Friday, October 3, 2014

Window on Eurasia: Like Lenin, Putin Wants to Re-Impose ‘an Unhappy Past’ on Russia, Portnikov Says


Paul Goble

 

            Staunton, October 3 – H.G. Wells like many Westerners misunderstood Lenin: He and they thought he was either a dreamer or an idiot but remained convinced that he wanted to build a new future for Russia.  And in a similar way, many Westerners today are misunderstanding Putin and think he is all about building a new future for the same country.

 

            But such people are wrong, Vitaly Portnikov argues.
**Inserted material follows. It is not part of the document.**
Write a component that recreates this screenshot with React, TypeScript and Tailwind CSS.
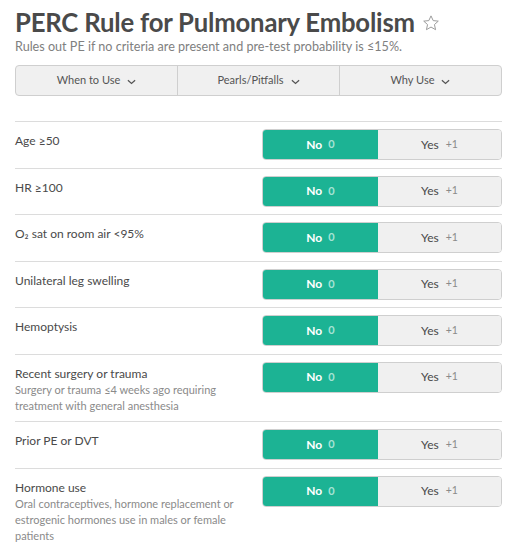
const criteria = [
  { label: "Age ≥50" },
  { label: "HR ≥100" },
  { label: "O₂ sat on room air <95%" },
  { label: "Unilateral leg swelling" },
  { label: "Hemoptysis" },
  {
    label: "Recent surgery or trauma",
    note: "Surgery or trauma ≤4 weeks ago requiring treatment with general anesthesia",
  },
  { label: "Prior PE or DVT" },
  {
    label: "Hormone use",
    note: "Oral contraceptives, hormone replacement or estrogenic hormones use in males or female patients",
  },
];

const tabs = ["When to Use", "Pearls/Pitfalls", "Why Use"];

const Chevron = () => (
  <svg width="9" height="6" viewBox="0 0 10 6" className="ml-[7px] mt-[2px]">
    <path d="M1 1l4 3.5L9 1" fill="none" stroke="#555" strokeWidth="1.4" />
  </svg>
);

export default function App() {
  return (
    <div className="w-[515px] h-[545px] overflow-hidden bg-white font-['Lato',sans-serif]">
      <div className="ml-[15px] w-[487px]">
        {/* Header */}
        <div className="flex items-center pt-[7px]">
          <h1 className="text-[25.7px] leading-[30px] font-bold text-[#4a4a4a] tracking-[-0.2px]">
            PERC Rule for Pulmonary Embolism
          </h1>
          <svg width="18" height="18" viewBox="0 0 24 24" className="ml-[7px] mt-[1px]">
            <path
              d="M12 2.5l2.9 6.3 6.8.7-5.1 4.6 1.5 6.8L12 17.4l-6.1 3.5 1.5-6.8-5.1-4.6 6.8-.7z"
              fill="none"
              stroke="#999"
              strokeWidth="1.3"
              strokeLinejoin="round"
            />
          </svg>
        </div>
        <p className="text-[12.6px] leading-[16px] text-[#808080] mt-[2px]">
          Rules out PE if no criteria are present and pre-test probability is ≤15%.
        </p>

        {/* Tabs */}
        <div className="mt-[10px] flex h-[31px] rounded-[4px] border border-[#cfcfcf] bg-[#f0f0f0]">
          {tabs.map((t, i) => (
            <div
              key={t}
              className={`flex flex-1 items-center justify-center text-[11px] text-[#555] ${
                i > 0 ? "border-l border-[#cfcfcf]" : ""
              }`}
            >
              {t}
              <Chevron />
            </div>
          ))}
        </div>

        {/* Criteria */}
        <div className="mt-[25px] border-t border-[#dcdcdc]">
          {criteria.map((c) => (
            <div key={c.label} className="flex border-b border-[#dcdcdc] pt-[7px] pb-[7.5px]">
              <div className="w-[247px] pr-[12px] pt-[4px]">
                <div className="text-[12px] leading-[16px] text-[#4a4a4a]">{c.label}</div>
                {c.note && (
                  <div className="text-[11px] leading-[16px] text-[#8a8a8a]">{c.note}</div>
                )}
              </div>
              <div className="flex h-[31px] w-[240px] self-start overflow-hidden rounded-[4px] border border-[#cfcfcf]">
                <div className="flex w-[115px] items-center justify-center bg-[#1cb394]">
                  <span className="text-[12px] font-bold text-white">No</span>
                  <span className="ml-[6px] text-[11px] font-bold text-[#a6e3d4]">0</span>
                </div>
                <div className="flex flex-1 items-center justify-center bg-[#f0f0f0]">
                  <span className="text-[12px] text-[#4a4a4a]">Yes</span>
                  <span className="ml-[7px] text-[10.5px] text-[#8a8a8a]">+1</span>
                </div>
              </div>
            </div>
          ))}
        </div>
      </div>
    </div>
  );
}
Putin has just about as much interest in the future as Lenin did:  Like the founder of the Soviet state, the current Kremlin leader is like Lenin entirely in the past.  Lenin promoted “the rebirth of feudalism under the mask socialism,” and Putin “sees his bright future in the rebirth of socialism camouflaged under state capitalism” (grani.ru/opinion/portnikov/m.233624.html).

 

            Lenin, he says, “returned to the country the serfdom that Alexander II had abolished, driving peasants into collective farms and taking away their passports, attaching workers to enterprises, introducing residence permits, closing the borders, reviving the oprichniki in the form of the KGB, and ruling without any elections, like boyars and the little father tsar.”

 

            Putin is now behaving in much the same way. After all, who would host a forum with the “bold name ‘Russia is Calling’” when not only foreign but even domestic money is flowing like a river” out of the country? Who would dismiss Western sanctions as meaningless when they are obvious hurting? And who would offer Russian citizenship for investments “when Russian businessmen are searching the world for ‘safe harbors’ and foreign passports?”

           

            Lenin re-imposed feudalism on a country “which had not quite forgotten about serfdom,” Portnikov says. Now, “Putin is imposing socialism of a chekist variant in a country which still hasn’t cured itself from the Soviet disease.” The only thing that distinguishes “one Kremlin dream from the other” is what we have learned from the Soviet experience.

 

            “It is simply impossible to feed a country like Russia out of a single office,” the commentator continues. “Without a genuine, uncorrupt and a market not operating under orders, Russia will die.”

 

            Putin and his entourage have been able to hide what they are doing and how they are contributing to the future death of Russia because of the rents they are receiving from high oil prices, but that has been an accident of fate rather than a product of their own work. And like any such “accidental good fortune,” it will “sooner or later end.”